I’m not easily impressed when it comes to business hotels. Mostly they are the same (as you know.) If the minibar is empty you’re probably in the US. If the toilet seat burns you when you sit on it you are in Japan, Taiwan, maybe Korea. If there’s a tiny bed, UK or Germany, France perhaps. Fierce heat that you can’t turn off, Scandinavia. Glass and chrome? You could be anywhere. Rude air hostesses – you’re still flying United so keep dreaming. But, the hotels all have the same basic stuff.
A view is not usually one of those things.
I am at the Prince Hotel in Shin Yokohama, in Japan. It’s a couple of miles from central Shin Yokohama.
(“Shin” means “new” in Japanese, and I can only assume, without asking for fear of offending the people who bring me beer, that “old” Yokohama is buried underneath Shin Yokohama, helped there by 20 thousand tons of air-delivered high explosives and several strongly worded letters from FDR.)
The Prince Hotel is tubular. It’s 42 stories high. I’m on the 39th floor. It’s like a stack of 42 giant donuts. Mmmmm donuts!
Tubular is not an obvious choice for a hotel. As you step off the elevator you walk towards a glass window that looks out over the middle part (the hole in the middle.) Looking down, I’m reminded of any number of scenes in the star wars movies where a long drop and a painful death are imminent, as the falling character is watched by 20 million space aliens looking out of their bedroom windows at the thrashing form zipping downwards as they think to themselves “I didn’t know humans could fly.”

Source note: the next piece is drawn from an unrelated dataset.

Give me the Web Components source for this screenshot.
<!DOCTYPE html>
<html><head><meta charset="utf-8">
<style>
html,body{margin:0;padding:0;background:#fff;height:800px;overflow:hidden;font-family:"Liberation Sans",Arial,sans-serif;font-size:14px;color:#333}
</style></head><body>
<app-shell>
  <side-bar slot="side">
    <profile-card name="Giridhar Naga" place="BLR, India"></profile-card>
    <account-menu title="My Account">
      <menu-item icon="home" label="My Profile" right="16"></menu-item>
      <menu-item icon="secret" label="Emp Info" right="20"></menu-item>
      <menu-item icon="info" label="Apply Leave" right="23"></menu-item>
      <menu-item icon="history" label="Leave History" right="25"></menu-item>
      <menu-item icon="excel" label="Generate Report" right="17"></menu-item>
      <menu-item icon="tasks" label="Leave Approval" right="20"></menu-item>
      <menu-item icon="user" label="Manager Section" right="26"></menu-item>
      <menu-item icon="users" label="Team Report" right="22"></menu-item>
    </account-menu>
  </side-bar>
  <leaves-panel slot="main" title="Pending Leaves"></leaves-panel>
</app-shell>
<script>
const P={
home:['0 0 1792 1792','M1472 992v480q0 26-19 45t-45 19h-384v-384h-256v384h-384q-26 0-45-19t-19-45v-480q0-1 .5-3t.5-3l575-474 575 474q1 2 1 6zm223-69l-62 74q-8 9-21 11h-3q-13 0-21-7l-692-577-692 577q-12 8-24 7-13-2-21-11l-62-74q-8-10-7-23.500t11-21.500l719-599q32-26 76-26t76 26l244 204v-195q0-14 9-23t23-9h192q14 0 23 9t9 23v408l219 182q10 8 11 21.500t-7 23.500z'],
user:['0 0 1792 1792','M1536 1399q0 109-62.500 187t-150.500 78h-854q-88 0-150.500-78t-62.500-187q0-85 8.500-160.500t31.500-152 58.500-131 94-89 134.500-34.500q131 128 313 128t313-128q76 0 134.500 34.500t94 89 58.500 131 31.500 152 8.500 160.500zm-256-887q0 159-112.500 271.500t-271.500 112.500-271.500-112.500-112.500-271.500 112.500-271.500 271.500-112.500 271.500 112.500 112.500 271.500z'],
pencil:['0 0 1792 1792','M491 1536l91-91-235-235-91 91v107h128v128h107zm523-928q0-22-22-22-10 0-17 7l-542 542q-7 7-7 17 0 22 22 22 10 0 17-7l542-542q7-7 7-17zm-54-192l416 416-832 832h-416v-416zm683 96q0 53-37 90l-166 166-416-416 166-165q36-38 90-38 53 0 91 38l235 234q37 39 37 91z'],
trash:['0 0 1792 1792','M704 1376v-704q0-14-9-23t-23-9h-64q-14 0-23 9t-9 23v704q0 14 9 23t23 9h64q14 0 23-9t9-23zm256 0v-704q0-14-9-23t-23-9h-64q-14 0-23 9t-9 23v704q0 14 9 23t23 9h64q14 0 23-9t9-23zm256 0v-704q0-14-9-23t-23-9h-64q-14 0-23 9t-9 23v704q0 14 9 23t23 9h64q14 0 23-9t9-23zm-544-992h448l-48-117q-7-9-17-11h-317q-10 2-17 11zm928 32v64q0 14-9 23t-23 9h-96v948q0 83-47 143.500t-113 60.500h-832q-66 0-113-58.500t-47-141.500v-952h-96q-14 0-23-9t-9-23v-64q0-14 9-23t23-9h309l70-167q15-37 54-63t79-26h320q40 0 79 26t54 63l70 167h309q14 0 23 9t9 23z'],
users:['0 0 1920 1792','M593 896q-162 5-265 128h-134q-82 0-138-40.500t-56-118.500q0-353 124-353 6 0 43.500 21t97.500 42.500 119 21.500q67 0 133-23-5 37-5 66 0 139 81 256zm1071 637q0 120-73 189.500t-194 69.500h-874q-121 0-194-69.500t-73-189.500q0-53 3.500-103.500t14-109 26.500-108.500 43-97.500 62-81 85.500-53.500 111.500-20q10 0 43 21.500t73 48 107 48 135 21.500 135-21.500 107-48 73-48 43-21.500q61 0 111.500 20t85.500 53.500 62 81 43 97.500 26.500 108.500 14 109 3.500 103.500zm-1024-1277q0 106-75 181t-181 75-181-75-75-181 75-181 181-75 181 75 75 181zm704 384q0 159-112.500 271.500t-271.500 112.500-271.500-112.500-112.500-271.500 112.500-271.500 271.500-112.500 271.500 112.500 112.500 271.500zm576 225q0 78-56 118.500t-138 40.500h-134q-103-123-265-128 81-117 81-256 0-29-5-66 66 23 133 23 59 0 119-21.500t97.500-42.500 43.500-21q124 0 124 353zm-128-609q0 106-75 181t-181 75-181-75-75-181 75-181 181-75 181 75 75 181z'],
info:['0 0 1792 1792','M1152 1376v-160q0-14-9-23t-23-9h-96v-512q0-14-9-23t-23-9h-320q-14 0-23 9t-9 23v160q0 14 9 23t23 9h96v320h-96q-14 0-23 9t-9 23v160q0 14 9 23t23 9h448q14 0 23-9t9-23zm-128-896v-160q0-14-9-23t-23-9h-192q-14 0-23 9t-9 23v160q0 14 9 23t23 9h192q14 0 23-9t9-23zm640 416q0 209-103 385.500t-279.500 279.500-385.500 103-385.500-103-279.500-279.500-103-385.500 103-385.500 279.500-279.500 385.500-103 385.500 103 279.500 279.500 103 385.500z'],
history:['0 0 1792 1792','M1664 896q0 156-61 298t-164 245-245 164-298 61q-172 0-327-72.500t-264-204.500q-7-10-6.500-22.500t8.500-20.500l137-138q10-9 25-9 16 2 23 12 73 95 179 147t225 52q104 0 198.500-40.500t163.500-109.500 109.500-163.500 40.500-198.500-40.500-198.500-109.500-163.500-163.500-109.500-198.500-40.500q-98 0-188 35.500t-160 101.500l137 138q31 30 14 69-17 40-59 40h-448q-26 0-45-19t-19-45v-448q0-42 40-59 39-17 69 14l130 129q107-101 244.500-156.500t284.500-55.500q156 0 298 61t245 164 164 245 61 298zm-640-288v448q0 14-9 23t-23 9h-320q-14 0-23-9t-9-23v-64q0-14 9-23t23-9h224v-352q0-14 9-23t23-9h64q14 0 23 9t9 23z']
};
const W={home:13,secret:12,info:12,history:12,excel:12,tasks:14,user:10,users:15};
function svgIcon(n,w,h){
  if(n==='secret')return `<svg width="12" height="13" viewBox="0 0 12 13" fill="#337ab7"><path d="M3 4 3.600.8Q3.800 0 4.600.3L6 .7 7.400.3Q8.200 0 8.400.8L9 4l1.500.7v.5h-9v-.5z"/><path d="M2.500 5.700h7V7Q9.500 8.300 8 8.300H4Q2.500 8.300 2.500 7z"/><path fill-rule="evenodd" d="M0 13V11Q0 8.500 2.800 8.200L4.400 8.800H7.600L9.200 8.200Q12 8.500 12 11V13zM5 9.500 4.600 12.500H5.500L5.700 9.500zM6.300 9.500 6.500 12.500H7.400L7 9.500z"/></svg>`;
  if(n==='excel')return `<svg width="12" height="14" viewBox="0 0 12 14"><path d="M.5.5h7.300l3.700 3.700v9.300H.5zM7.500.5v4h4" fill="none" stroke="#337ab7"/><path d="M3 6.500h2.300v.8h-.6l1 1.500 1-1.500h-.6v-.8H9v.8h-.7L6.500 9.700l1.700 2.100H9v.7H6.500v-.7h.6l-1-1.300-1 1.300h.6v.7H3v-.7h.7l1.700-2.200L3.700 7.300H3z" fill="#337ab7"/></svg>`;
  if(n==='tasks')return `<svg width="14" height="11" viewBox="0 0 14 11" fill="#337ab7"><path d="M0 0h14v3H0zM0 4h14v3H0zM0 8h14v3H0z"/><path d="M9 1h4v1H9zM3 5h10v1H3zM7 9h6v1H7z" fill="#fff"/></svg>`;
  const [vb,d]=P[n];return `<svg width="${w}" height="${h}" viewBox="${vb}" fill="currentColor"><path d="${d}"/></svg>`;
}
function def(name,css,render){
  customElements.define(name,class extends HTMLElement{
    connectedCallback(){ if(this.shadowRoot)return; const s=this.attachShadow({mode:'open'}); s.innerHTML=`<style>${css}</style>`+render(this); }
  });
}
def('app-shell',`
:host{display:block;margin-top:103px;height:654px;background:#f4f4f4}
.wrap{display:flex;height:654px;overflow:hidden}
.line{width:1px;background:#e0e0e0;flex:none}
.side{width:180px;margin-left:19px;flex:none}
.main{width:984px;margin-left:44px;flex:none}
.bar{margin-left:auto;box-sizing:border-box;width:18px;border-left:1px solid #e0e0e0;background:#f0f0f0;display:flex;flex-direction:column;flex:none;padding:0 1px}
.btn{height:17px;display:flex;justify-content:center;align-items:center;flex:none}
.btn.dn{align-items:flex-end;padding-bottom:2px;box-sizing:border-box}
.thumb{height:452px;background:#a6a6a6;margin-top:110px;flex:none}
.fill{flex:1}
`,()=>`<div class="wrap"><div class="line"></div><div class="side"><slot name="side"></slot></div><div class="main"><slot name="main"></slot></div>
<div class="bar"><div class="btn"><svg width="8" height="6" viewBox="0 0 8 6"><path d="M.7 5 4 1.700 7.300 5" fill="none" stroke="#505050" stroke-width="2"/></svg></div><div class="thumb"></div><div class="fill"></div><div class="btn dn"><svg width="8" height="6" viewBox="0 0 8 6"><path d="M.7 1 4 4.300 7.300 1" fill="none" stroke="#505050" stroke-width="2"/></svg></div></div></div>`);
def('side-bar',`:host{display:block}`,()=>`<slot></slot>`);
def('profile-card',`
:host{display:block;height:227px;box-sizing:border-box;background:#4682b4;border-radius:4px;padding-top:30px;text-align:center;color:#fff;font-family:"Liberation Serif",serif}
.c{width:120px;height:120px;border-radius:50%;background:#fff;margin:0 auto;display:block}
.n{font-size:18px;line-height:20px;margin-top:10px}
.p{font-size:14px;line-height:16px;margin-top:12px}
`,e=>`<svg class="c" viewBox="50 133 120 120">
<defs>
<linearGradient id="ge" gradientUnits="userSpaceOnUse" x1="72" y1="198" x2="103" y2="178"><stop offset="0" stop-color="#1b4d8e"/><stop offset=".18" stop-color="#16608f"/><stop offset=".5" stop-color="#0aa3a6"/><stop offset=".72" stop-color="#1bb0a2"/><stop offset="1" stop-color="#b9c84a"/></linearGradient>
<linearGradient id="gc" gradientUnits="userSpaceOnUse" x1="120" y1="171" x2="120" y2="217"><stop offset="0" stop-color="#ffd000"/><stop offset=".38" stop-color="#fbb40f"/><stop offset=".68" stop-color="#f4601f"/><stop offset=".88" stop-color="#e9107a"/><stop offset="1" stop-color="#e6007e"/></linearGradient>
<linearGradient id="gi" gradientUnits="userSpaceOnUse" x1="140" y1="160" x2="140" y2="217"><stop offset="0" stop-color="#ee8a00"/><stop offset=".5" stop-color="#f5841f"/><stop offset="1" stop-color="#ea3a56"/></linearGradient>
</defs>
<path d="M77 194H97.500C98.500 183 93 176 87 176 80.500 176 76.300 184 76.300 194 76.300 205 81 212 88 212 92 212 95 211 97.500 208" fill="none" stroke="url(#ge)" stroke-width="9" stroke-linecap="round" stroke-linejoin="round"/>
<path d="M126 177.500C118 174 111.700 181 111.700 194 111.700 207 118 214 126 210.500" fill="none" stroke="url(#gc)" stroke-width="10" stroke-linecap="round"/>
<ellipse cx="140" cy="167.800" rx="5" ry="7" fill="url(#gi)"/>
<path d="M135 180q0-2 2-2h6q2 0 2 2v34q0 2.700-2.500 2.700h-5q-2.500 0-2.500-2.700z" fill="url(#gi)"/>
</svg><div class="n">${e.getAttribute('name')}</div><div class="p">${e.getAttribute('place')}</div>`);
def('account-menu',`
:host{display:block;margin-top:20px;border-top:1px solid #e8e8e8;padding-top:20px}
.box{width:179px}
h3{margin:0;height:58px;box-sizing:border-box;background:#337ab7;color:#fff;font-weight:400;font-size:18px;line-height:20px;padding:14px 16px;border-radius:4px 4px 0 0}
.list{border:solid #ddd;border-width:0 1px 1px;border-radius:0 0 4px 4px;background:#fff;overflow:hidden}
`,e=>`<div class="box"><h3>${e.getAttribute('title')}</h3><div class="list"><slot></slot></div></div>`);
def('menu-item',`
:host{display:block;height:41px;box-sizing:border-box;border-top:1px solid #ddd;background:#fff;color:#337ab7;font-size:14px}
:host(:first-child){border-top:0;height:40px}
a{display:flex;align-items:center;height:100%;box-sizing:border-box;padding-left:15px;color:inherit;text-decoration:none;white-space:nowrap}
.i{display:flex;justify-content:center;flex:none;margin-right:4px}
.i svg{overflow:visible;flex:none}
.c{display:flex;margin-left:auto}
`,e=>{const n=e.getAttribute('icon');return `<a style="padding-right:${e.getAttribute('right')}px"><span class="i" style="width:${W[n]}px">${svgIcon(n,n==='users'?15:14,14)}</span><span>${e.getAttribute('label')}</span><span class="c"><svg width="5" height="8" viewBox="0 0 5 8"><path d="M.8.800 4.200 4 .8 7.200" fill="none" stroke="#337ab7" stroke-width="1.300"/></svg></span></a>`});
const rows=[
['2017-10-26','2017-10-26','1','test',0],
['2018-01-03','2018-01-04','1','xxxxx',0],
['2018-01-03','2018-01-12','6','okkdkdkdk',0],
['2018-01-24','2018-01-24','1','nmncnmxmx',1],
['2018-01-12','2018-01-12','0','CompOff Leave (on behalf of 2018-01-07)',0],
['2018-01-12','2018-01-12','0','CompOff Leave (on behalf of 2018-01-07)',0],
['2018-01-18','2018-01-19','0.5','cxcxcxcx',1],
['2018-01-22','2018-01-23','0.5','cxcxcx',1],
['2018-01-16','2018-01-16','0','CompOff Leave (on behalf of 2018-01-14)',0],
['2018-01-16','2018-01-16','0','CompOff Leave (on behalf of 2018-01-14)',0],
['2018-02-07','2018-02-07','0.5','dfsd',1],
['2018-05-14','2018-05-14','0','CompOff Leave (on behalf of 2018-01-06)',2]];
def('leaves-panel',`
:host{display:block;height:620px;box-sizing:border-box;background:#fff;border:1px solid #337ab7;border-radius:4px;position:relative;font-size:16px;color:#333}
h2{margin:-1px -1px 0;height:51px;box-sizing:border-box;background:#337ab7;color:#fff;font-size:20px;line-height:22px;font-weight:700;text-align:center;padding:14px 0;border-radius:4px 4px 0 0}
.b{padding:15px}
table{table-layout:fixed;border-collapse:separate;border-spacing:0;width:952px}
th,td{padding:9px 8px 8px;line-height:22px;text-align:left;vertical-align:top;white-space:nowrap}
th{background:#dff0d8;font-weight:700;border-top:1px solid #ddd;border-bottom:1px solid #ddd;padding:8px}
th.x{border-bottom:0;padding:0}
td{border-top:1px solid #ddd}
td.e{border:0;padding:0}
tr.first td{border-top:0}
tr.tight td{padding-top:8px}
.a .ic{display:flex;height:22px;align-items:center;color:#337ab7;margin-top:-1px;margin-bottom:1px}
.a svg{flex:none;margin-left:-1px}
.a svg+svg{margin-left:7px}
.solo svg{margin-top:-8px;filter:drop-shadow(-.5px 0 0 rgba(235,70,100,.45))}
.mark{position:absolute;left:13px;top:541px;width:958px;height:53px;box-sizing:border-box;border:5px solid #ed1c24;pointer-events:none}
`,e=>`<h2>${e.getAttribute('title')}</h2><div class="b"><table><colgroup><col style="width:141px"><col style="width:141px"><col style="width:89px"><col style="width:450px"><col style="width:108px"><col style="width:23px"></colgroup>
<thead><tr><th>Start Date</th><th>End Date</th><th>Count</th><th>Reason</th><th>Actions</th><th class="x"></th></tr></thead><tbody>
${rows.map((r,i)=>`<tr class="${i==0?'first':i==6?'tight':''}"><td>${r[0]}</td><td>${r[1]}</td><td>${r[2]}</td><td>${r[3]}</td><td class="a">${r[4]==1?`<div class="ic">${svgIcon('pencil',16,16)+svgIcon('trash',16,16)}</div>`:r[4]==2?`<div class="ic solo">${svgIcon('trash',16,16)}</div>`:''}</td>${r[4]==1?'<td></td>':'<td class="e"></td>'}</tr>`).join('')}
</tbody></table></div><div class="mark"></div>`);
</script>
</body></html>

The shape of the hotel only really hit me as I walked along the corridor to my room. The corridor curves, it’s odd. The room takes up probably 10 degrees of the curve. It’s about 12 feet from the door to the window, and my first thought was “how am I going to get my ass and my head in here at the same time?” But when I walked in I see that the room is long and skinny, and curved. It’s 12 feet deep but 30 feet long, and curved, and the KING SIZE BED! faces the window. There’s a couple of feet to walk around it – compact but not oppressive. They’ve really made a lot of use out of the room. It’s actually a suite – there’s a couch, armchair, and table next to the desk and chair. The TV is on a lazy Susan so you can turn it from the suite side to the bed side. But, so far, other than the odd shape and the spectacular efficiency, it’s not that special. But it’s definitely nice.
And, since I mentioned it, what the hell was wrong with Susan? Why was she so lazy? Was it the parents? Some childhood trauma? Poor schooling? Perhaps an unpleasant breakup? We’ll never know.
Anyway, back to the hotel. Did I mention the view? I have a view of Shin Yokohama, which has a very well defined set of tall buildings, nicely surrounded (in the classic Gaussian distribution) by successively less tall buildings. And from 39 floors up it’s pretty cool. I can see the harbour and a couple of bridges and the giant ferris wheel (next to the hotel I stayed at last time.) The city doesn’t appear to end, and it’s very pretty. I can also see the bullet train in the railway station. Very cool.
I think it’s the best view I have ever had in a business hotel.
And, to top it off, the German’s are going to be pissed because the local beer (“Yokohama Hefeweizen”) is a very good wheat beer. Mmmmm beer! Better than Blue Moon for sure, but I can’t figure out how to ask for an orange slice with it.